Sen. Hillary Rodham Clinton (search) announced the deal on the Senate floor, offering an amendment with Sen. Charles Schumer (search) to restore the $125 million in unspent workers compensation money.

"This is a righting of an inadvertent wrong," said Clinton, D-N.Y. "We have a number of our colleagues who understand completely the need for these funds to be reinstated."

White House budget officials and House leaders had sought to take back the unspent money under a budget proposed earlier this year, arguing that New York had not spent it in years and apparently had no plans to spend it.

That prompted immediate complaints from New York officials that thousands of ground zero workers are still suffering lingering physical and mental health problems from their time working on the toxic debris pile, and more health problems may develop over time.

The unspent $125 million was part of a $20 billion aid package Congress gave to New York following the 2001 terrorist attacks.

Schumer said the restoration of the money erased "the only mark where there has been a waiver in the commitment made to New York."

The restoration of the workers' funding must still clear one final step: negotiations between budget leaders in the Senate and the House, who will forge a compromise bill between versions of the larger spending bill.

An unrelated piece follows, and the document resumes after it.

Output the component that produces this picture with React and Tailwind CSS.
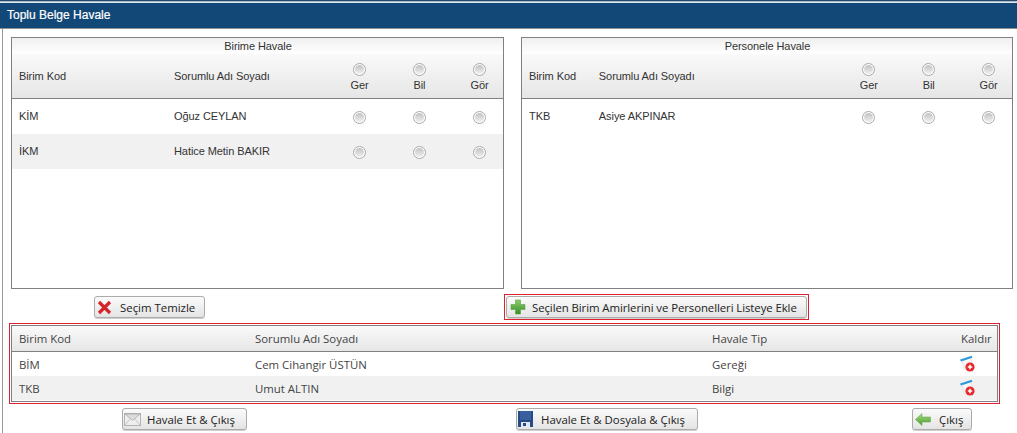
const SEGOE = "font-['Open_Sans','Noto_Sans',sans-serif]";

const BIRIM_ROWS = [
    { kod: "KİM", ad: "Oğuz CEYLAN" },
    { kod: "İKM", ad: "Hatice Metin BAKIR" },
];
const PERSONEL_ROWS = [{ kod: "TKB", ad: "Asiye AKPINAR" }];
const LISTE = [
    { kod: "BİM", ad: "Cem Cihangir ÜSTÜN", tip: "Gereği" },
    { kod: "TKB", ad: "Umut ALTIN", tip: "Bilgi" },
];

function Radio() {
    return (
        <span className="block w-[13px] h-[13px] rounded-full border border-[#a8a8a8] bg-white p-px">
            <span className="block w-full h-full rounded-full bg-gradient-to-b from-[#c2c2c2] to-[#f0f0f0]" />
        </span>
    );
}

function RadioCell({ label }) {
    return (
        <div className={`w-[48px] mr-[12px] last:mr-0 flex flex-col items-center ${label ? "mt-[3px]" : "mt-[2px]"}`}>
            <Radio />
            {label && <span className="mt-[3px] pl-px leading-[13px]">{label}</span>}
        </div>
    );
}

function HavalePanel({ title, col1, col2, rows }) {
    return (
        <div className="h-[252px] border border-[#808080] text-[11px] tracking-[-0.08px] text-[#333] font-['Liberation_Sans',sans-serif] overflow-hidden">
            <div className="h-[16px] leading-[16px] text-center pl-px bg-gradient-to-b from-[#f0f0f0] to-white">{title}</div>
            <div className="h-[44px] flex items-center pl-[7px] bg-gradient-to-b from-[#fafafa] to-[#e6e6e6] border-b border-[#808080] box-content">
                <div className={col1}>Birim Kod</div>
                <div className={col2}>Sorumlu Adı Soyadı</div>
                <RadioCell label="Ger" />
                <RadioCell label="Bil" />
                <RadioCell label="Gör" />
            </div>
            {rows.map((r, i) => (
                <div key={r.kod} className={`h-[35px] flex items-center pl-[7px] ${i % 2 ? "bg-[#f1f1f1]" : "bg-white"}`}>
                    <div className={col1}>{r.kod}</div>
                    <div className={col2}>{r.ad}</div>
                    <RadioCell />
                    <RadioCell />
                    <RadioCell />
                </div>
            ))}
        </div>
    );
}

function CrossIcon() {
    return (
        <svg width="15" height="15" viewBox="0 0 15 15">
            <path d="M2 2 L13 13 M13 2 L2 13" stroke="#d3262b" strokeWidth="3.2" fill="none" />
        </svg>
    );
}

function PlusIcon() {
    return (
        <svg width="16" height="16" viewBox="0 0 16 16">
            <defs>
                <linearGradient id="plusFill" x1="0" y1="0" x2="0" y2="1">
                    <stop offset="0" stopColor="#8ccc6a" />
                    <stop offset="1" stopColor="#3a8f2c" />
                </linearGradient>
            </defs>
            <path d="M5.5 1 H10.5 V5.5 H15 V10.5 H10.5 V15 H5.5 V10.5 H1 V5.5 H5.5 Z" fill="url(#plusFill)" stroke="#4a9a38" strokeWidth="0.5" />
        </svg>
    );
}

function MailIcon() {
    return (
        <svg width="17" height="13" viewBox="0 0 17 13">
            <rect x="0.5" y="0.5" width="16" height="12" fill="#eeeeee" stroke="#b4b4b4" />
            <path d="M1 1 L8.5 7.5 L16 1 Z" fill="#dcdcdc" stroke="#a8a8a8" strokeWidth="0.8" />
            <path d="M1 12 L6 6 M16 12 L11 6" fill="none" stroke="#c4c4c4" />
        </svg>
    );
}

function SaveIcon() {
    return (
        <svg width="15" height="16" viewBox="0 0 15 16">
            <rect width="15" height="16" fill="#284a86" />
            <rect x="2" y="0" width="11" height="9" fill="#3a5f9e" />
            <rect x="3" y="11" width="9" height="5" fill="#e4e8ee" />
            <rect x="5" y="12" width="3" height="3" fill="#284a86" />
        </svg>
    );
}

function BackIcon() {
    return (
        <svg width="16" height="13" viewBox="0 0 16 13">
            <defs>
                <linearGradient id="backFill" x1="0" y1="0" x2="0" y2="1">
                    <stop offset="0" stopColor="#a6dc82" />
                    <stop offset="1" stopColor="#4b9a34" />
                </linearGradient>
            </defs>
            <path d="M7 0.5 L0.5 6.5 L7 12.5 V9 H15.5 V4 H7 Z" fill="url(#backFill)" stroke="#5aa53f" strokeWidth="0.5" />
        </svg>
    );
}

function RemoveIcon() {
    return (
        <svg width="16" height="17" viewBox="0 0 16 17">
            <path d="M1.5 5 L11 2 L12.5 9 L7 14.5 L4.5 13.5 Z" fill="#f6f6f6" stroke="#dcdcdc" strokeWidth="0.6" />
            <path d="M0.5 4.5 L12 0.8" stroke="#2d9ad8" strokeWidth="2.2" fill="none" />
            <circle cx="10" cy="11" r="4.6" fill="#e62a2e" />
            <path d="M7.8 11 H12.2 M10 8.8 V13.2" stroke="#fff" strokeWidth="1.5" />
        </svg>
    );
}

function Btn({ icon, children, className = "" }) {
    return (
        <button className={`h-[22px] flex items-center whitespace-nowrap border border-[#ababab] rounded-[3px] bg-gradient-to-b from-[#fbfbfb] to-[#e4e4e4] shadow-[0_1px_0_#d0d0d0] text-[11.4px] text-[#222] ${SEGOE} ${className}`}>
            {icon}
            {children}
        </button>
    );
}

export default function App() {
    return (
        <div className="w-[1017px] h-[433px] overflow-hidden bg-white flex flex-col">
            {/* Title bar */}
            <div className="h-[29px] shrink-0 border-t border-[#24496f] bg-[#124877] border-b border-b-[#8f8f8f] shadow-[inset_0_1px_0_#a9bccd,inset_0_2px_0_#dfe6ec]">
                <div className="pl-[7px] pt-[5px] text-[12px] leading-[18px] text-white font-['Liberation_Sans',sans-serif] [-webkit-text-stroke:0.2px_white]">
                    Toplu Belge Havale
                </div>
            </div>

            <div className="flex-1 ml-[2px] border-l border-[#9a9a9a] flex flex-col pt-[8px]">
                {/* Havale panels */}
                <div className="flex pl-[8px] pr-[4px] gap-[17px]">
                    <div className="w-[493px]">
                        <HavalePanel title="Birime Havale" col1="w-[155px]" col2="w-[161px]" rows={BIRIM_ROWS} />
                    </div>
                    <div className="w-[492px]">
                        <HavalePanel title="Personele Havale" col1="w-[70px]" col2="w-[246px]" rows={PERSONEL_ROWS} />
                    </div>
                </div>

                {/* Actions */}
                <div className="h-[26px] mt-[5px] flex items-center pl-[91px]">
                    <Btn className="w-[111px] pl-[2px]" icon={<CrossIcon />}>
                        <span className="ml-[8px] pt-px">Seçim Temizle</span>
                    </Btn>
                    <div className="ml-[299px] w-[305px] h-[26px] border border-[#e0202c] p-px">
                        <Btn className="w-full pl-[3px]" icon={<PlusIcon />}>
                            <span className="ml-[6px] pt-px tracking-[-0.08px]">Seçilen Birim Amirlerini ve Personelleri Listeye Ekle</span>
                        </Btn>
                    </div>
                </div>

                {/* Selected list */}
                <div className="mt-[3px] ml-[6px] w-[991px] h-[81px] border border-[#e0202c] p-px">
                    <div className={`h-full border border-[#808080] text-[11.4px] text-[#444] ${SEGOE}`}>
                        <div className="h-[26px] flex items-center pl-[7px] pt-px bg-gradient-to-b from-[#fafafa] to-[#e6e6e6] border-b border-[#808080] box-border">
                            <div className="w-[236px]">Birim Kod</div>
                            <div className="w-[457px]">Sorumlu Adı Soyadı</div>
                            <div className="w-[249px]">Havale Tip</div>
                            <div>Kaldır</div>
                        </div>
                        {LISTE.map((r, i) => (
                            <div key={r.kod} className={`h-[24px] flex items-center pl-[7px] pt-px ${i % 2 ? "bg-[#f1f1f1]" : "bg-white"}`}>
                                <div className="w-[236px]">{r.kod}</div>
                                <div className="w-[457px]">{r.ad}</div>
                                <div className="w-[249px]">{r.tip}</div>
                                <div className="-ml-px flex"><RemoveIcon /></div>
                            </div>
                        ))}
                    </div>
                </div>

                {/* Bottom buttons */}
                <div className="mt-[4px] flex pl-[119px]">
                    <Btn className="w-[125px] pl-[1px]" icon={<MailIcon />}>
                        <span className="ml-[6px] pt-px">Havale Et &amp; Çıkış</span>
                    </Btn>
                    <Btn className="ml-[269px] w-[182px] pl-[1px]" icon={<SaveIcon />}>
                        <span className="ml-[8px] pt-px">Havale Et &amp; Dosyala &amp; Çıkış</span>
                    </Btn>
                    <Btn className="ml-[214px] w-[60px] pl-[2px]" icon={<BackIcon />}>
                        <span className="ml-[8px] pt-px">Çıkış</span>
                    </Btn>
                </div>
            </div>
        </div>
    );
}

But proponents consider its chances to be good. Rep. Vito Fossella, R-N.Y., crafted a compromise in June that left open the possibility for the Senate to restore the money.

Congress originally gave $175 million to New York state for the expected costs of settling workers compensation claims for those killed or injured at ground zero.

Of that sum, $125 million was earmarked to help pay administrative costs of handling claims from construction and recovery workers.

New York lawmakers argued many ground zero workers may not develop symptoms for years, and the state will eventually need that money.